Gravierende Neudatierung: Grand Canyon vermutlich 60 Millionen Jahre älter als bisher angenommen

Isotopenanalysen von Mineralen liefern Belege für sehr frühe Entstehung – Erosion hält bis heute an
Blick in den östlichen Teil des Grand Canyons
Blick in den östlichen Teil des Grand Canyons
© Rebecca Flowers
Boulder (USA) - Bis zu 1.800 Meter tief schneiden sich die Schluchten des Grand Canyons in eine weite Plateau-Landschaft in Arizona. Neue Gesteinsanalysen amerikanischer Geologen zeigen nun, dass dieses grandiose Naturdenkmal bereits vor etwa 70 Millionen Jahren entstanden sein könnte. Bisher gingen Wissenschaftler auf der Basis zahlreicher Modelle von einer Entstehungszeit vor fünf bis sechs Millionen Jahren aus. Die neuen Ergebnisse, vorab veröffentlicht von der Zeitschrift „Science“, werden daher die sehr kontroverse Diskussion unter Geologen über den Ursprung des Grand Canyons weiter anheizen.

„Wegen der Vielfalt widersprüchlicher Daten streiten Wissenschaftler seit über 150 Jahren über das Alter des Grand Canyons“, sagt Rebecca Flowers von der University of Colorado in Boulder. Der Brisanz ihrer neuen Datierung, die die Entstehungszeit um etwa 60 Millionen Jahre früher ansetzt als bisher angenommen, ist sich die Geologin bewusst. Zusammen mit ihrem Kollegen Kenneth Farley vom California Institute of Technology analysierte sie die Anteile radioaktiver Isotope in Apatit-Gesteinen, gesammelt an der Basis im Osten der etwa 450 Kilometer langen Grand Canyon-Schlucht.

Die verblüffende Datierung der Phosphat haltigen Minerale ergab sich aus dem Verhältnis verschiedener eingeschlossener Isotope der teils radioaktiven Elemente Helium, Uran und Thorium. Die relative Element-Konzentration diente den Geologen dabei als Stoppuhr, die recht genau anzeigte, wann sich die Gesteine an die Erdoberfläche bewegten und den Kontakt zu tieferen Schichten im Erdmantel verloren hatten. Verknüpft mit dem Fundort der Minerale konnten Flowers und Farley daher folgern, dass bereits vor bis zu 70 Millionen Jahren nicht nur das gesamte Plateau um bis zu 3.000 Meter angehoben wurde, sondern dass sich bereits kurz darauf erste Schluchtstrukturen bildeten.
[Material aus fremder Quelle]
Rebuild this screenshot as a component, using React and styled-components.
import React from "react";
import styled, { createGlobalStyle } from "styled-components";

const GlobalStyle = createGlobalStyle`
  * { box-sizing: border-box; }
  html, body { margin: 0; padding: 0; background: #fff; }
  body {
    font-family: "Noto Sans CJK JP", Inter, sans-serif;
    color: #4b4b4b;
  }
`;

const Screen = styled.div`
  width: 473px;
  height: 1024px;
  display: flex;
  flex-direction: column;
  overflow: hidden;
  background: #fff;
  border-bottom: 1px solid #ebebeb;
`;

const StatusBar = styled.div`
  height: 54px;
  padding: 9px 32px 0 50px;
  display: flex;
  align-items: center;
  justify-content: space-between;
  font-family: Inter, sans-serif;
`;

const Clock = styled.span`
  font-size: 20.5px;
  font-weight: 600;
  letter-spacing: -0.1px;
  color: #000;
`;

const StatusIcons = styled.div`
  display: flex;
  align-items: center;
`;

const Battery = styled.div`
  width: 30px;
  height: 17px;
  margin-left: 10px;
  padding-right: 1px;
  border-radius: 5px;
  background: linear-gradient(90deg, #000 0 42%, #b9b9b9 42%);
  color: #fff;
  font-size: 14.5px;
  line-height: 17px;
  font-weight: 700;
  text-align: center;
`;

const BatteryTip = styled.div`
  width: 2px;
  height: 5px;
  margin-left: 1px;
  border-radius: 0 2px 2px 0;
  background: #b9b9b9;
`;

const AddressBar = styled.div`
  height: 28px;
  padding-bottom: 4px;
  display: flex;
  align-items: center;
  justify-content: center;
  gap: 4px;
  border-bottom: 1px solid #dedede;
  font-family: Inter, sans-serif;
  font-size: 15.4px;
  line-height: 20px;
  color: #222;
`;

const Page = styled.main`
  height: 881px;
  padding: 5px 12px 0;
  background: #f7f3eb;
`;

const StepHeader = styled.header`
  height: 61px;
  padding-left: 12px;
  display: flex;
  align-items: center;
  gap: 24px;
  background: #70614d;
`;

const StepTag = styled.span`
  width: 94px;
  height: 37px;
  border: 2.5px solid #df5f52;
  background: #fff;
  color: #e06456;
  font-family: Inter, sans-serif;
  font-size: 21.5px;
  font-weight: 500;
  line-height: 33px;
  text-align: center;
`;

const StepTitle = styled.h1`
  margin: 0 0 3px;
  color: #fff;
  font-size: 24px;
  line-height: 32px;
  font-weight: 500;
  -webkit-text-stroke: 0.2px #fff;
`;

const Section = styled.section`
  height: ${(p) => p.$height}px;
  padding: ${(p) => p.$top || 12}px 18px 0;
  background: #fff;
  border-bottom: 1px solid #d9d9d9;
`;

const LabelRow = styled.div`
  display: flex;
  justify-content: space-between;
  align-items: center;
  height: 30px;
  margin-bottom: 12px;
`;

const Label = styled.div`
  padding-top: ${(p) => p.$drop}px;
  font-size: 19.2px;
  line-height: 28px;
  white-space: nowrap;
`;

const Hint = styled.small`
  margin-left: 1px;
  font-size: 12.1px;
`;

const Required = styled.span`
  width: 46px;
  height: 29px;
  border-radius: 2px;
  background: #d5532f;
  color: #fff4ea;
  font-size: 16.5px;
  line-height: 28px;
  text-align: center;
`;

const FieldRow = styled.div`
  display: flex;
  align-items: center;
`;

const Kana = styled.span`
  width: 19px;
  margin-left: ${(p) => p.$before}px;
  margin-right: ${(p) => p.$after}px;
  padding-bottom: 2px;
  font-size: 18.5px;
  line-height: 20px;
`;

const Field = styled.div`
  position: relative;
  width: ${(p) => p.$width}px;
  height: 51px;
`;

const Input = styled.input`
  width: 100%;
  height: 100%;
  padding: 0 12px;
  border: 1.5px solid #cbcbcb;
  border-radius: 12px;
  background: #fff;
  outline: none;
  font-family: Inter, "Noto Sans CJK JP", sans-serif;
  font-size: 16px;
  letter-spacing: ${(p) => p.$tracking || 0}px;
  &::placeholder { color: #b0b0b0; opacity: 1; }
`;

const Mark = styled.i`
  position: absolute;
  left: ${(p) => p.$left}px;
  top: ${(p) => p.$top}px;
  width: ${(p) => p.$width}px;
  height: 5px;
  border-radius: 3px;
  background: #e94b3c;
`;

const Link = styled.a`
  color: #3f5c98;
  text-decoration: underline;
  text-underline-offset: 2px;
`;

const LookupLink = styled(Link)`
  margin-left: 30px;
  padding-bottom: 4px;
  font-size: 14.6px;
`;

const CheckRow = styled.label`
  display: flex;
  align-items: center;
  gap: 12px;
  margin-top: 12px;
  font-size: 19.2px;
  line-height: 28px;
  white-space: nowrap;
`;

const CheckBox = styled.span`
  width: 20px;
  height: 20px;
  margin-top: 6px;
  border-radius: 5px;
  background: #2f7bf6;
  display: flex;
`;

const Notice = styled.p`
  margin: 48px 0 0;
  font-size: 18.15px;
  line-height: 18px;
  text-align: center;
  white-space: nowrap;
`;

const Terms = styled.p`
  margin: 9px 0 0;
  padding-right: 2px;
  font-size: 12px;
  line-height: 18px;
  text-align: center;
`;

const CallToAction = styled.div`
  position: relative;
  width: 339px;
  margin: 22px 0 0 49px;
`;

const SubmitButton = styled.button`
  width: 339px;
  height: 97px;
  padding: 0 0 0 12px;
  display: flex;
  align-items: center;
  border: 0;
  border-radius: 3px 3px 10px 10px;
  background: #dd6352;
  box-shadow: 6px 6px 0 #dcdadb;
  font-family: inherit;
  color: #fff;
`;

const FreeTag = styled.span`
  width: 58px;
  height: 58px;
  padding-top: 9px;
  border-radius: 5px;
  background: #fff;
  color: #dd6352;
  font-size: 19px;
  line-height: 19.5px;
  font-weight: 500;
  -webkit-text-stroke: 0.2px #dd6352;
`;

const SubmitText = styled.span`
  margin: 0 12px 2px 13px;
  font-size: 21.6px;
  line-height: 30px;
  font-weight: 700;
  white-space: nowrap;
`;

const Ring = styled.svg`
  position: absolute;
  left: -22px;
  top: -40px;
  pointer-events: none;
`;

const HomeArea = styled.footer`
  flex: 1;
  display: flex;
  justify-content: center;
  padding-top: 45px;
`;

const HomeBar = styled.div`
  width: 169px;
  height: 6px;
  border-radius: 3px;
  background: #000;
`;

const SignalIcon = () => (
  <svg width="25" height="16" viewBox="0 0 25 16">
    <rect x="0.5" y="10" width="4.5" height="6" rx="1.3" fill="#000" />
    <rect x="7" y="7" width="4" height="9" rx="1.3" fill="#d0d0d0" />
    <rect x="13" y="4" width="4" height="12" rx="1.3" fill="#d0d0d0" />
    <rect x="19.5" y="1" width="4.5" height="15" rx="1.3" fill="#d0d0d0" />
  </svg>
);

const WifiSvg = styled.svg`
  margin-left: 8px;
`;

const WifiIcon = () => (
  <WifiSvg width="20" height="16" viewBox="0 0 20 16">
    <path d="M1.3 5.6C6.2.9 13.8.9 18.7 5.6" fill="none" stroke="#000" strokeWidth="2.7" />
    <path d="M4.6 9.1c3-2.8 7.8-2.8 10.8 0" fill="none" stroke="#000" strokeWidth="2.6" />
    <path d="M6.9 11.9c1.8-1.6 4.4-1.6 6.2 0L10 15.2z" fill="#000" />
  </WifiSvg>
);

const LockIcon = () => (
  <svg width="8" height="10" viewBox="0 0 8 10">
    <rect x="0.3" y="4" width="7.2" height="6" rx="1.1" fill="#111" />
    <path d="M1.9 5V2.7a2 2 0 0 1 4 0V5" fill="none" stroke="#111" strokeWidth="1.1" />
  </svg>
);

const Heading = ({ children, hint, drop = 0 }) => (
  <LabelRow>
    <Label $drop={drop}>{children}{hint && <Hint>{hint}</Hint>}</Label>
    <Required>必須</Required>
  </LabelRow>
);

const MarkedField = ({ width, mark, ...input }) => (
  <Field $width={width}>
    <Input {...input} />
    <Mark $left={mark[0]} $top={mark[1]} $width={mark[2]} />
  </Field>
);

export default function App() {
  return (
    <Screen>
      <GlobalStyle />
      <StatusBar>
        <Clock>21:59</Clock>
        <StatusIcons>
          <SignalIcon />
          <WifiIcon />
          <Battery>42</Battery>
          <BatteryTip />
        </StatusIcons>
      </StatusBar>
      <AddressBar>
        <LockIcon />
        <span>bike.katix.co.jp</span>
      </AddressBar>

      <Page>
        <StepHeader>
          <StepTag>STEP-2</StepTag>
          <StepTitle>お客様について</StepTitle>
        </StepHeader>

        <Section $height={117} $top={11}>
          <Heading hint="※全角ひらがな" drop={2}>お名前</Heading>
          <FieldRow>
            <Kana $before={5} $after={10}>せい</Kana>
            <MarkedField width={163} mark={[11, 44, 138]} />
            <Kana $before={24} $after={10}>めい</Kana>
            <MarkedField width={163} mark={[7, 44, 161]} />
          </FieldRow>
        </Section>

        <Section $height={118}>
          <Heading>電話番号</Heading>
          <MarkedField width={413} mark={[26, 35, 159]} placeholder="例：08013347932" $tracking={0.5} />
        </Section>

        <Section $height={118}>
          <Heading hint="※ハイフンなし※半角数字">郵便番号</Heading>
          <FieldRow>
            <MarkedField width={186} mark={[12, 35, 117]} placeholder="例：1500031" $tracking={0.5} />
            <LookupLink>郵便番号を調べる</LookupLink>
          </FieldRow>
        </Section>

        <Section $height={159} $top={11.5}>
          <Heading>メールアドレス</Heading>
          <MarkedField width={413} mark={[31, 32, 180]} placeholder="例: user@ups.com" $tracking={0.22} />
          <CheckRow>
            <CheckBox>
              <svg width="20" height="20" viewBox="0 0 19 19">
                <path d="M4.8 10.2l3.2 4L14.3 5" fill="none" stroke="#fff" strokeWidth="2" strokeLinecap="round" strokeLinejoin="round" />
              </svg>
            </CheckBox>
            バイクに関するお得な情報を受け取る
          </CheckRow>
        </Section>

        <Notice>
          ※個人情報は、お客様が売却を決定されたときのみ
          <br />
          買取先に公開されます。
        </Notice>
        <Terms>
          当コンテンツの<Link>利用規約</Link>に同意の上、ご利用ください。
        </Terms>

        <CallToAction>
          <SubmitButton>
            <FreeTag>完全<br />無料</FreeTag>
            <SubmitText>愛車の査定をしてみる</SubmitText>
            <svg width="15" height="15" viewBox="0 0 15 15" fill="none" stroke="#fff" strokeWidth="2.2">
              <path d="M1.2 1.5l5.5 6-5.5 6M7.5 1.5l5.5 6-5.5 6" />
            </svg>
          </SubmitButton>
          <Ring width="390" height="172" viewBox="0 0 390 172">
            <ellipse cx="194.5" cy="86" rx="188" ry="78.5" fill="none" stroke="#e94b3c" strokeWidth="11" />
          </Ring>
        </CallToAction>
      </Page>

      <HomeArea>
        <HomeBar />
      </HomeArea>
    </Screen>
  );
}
Für die heutige Tiefe der Schluchten spielten allerdings ebenso die geologischen Prozesse vor etwa 5,3 Millionen Jahren eine wichtige Rolle. Damals öffnete sich der Golf von Kalifornien und erlaubte dem Colorado River, sich immer tiefer in die Gesteinsplatten einzugraben. Diese Annahme konnten vor vier Jahren auch Geologen um Alan Levander von der Rice Unversity in Houston mit seismischen Messungen der Grand Canyon-Region stützen. Darauf folgende Eiszeiten und Vulkanismus fürhten neben der bis heute stattfindenden Erosion zur aktuellen Gestalt der Schluchten. Doch die Kontroverse, wann sich nun tatsächlich die ersten Canyon-Strukturen gebildet haben – vor 5,3 oder fast 70 Millionen Jahren - könnte sich erst mit weiteren, ausgefeilten Gesteinsdatierungen und geologischen Untersuchungen auslösen lassen.
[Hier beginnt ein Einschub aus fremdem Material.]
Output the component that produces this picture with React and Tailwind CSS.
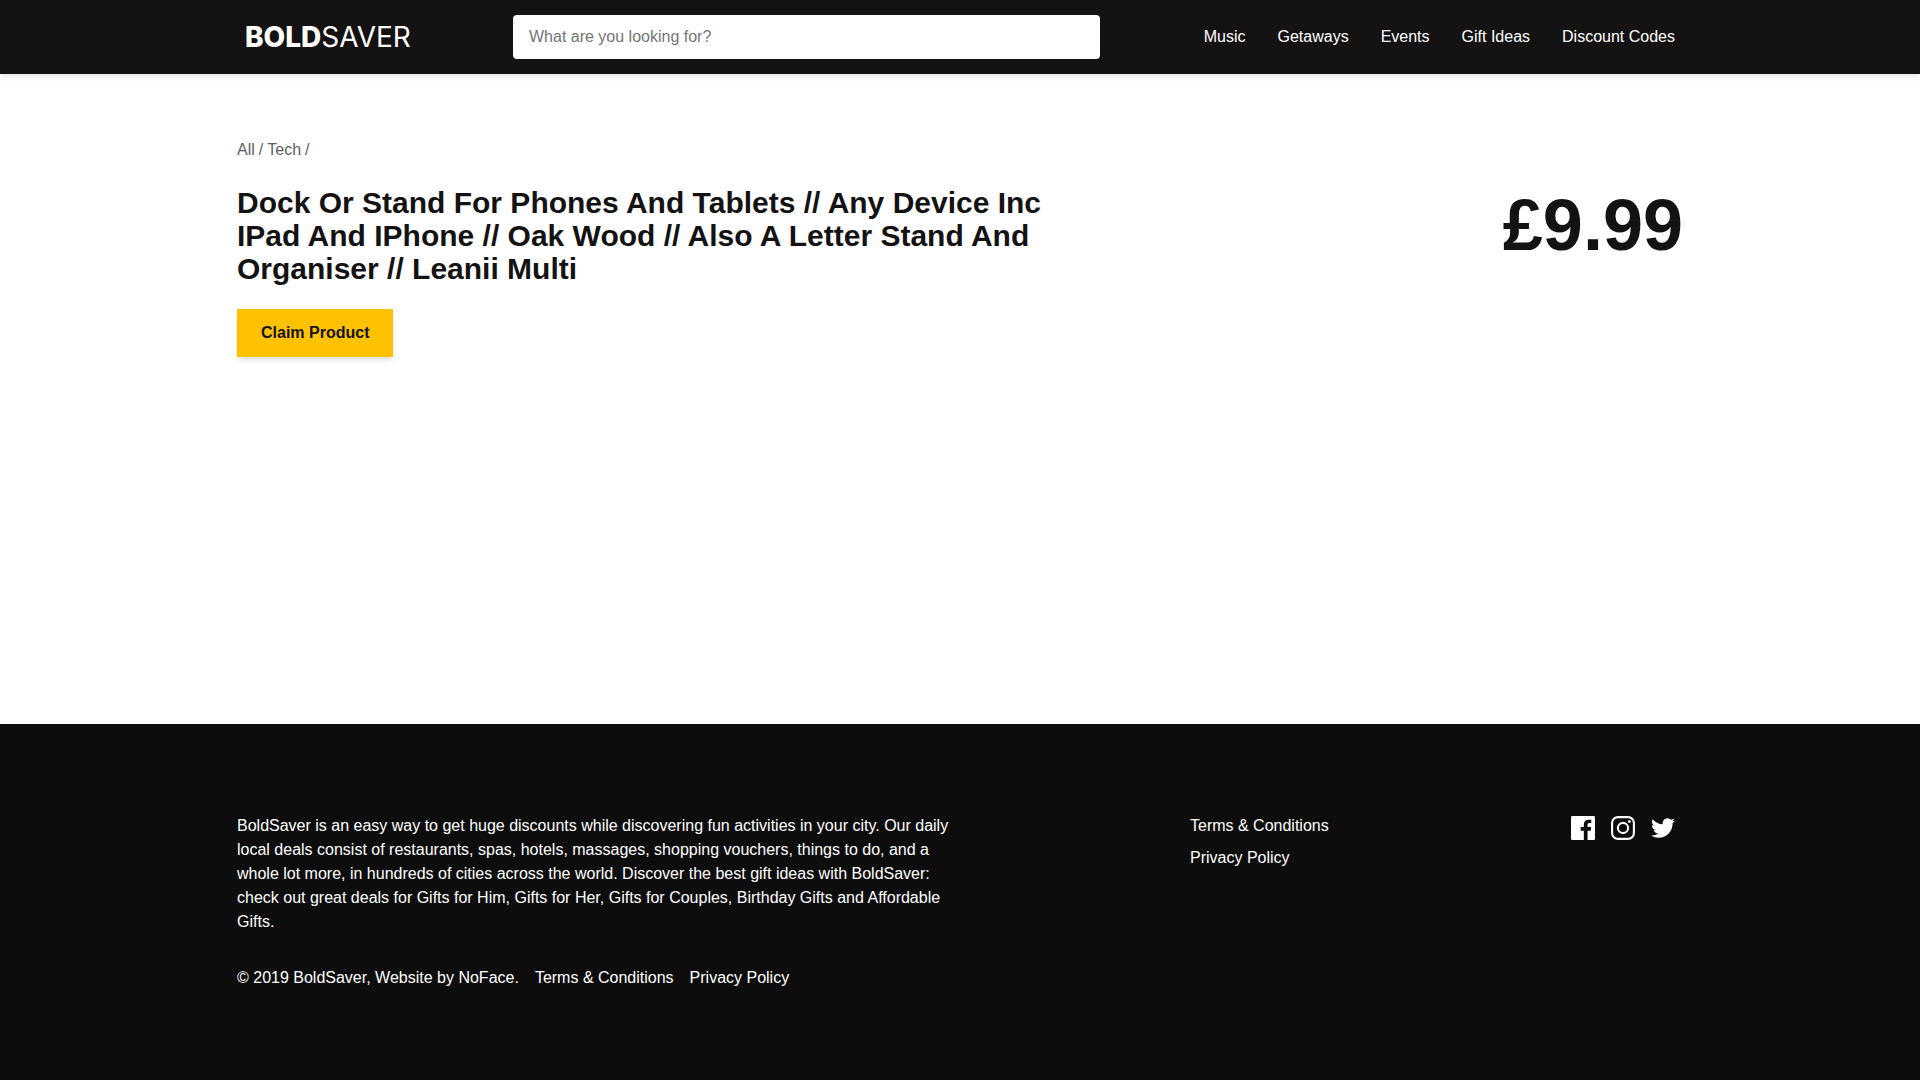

Für eine aktive Gruppe von Kreationisten ist diese Diskussion allerdings völlig überflüssig. Wie der Amerikaner Tom Vail in seinem Buch „Grand Canyon: A Different View“ 2003 schrieb, sei – belegt allein durch die biblische Geschichte – der Grand Canyon vor erst 6.000 Jahren während der Sintflut entstanden. Seine Sichtweise führte wenig später zu einem Eklat im Grand Canyon Nationalpark. Denn das Buch wurde in der offiziellen Nationalpark-Buchhandlung in der Abteilung „Wissenschaft“ angeboten und war ein Verkaufsschlager. Erst Monate später erkannte die Parkverwaltung ihren Fehler und sortierte das kreationistische Werk dort ein, wo es auch hingehört: In die Abteilung „Inspirational“ für religiöse und esoterische Schriften.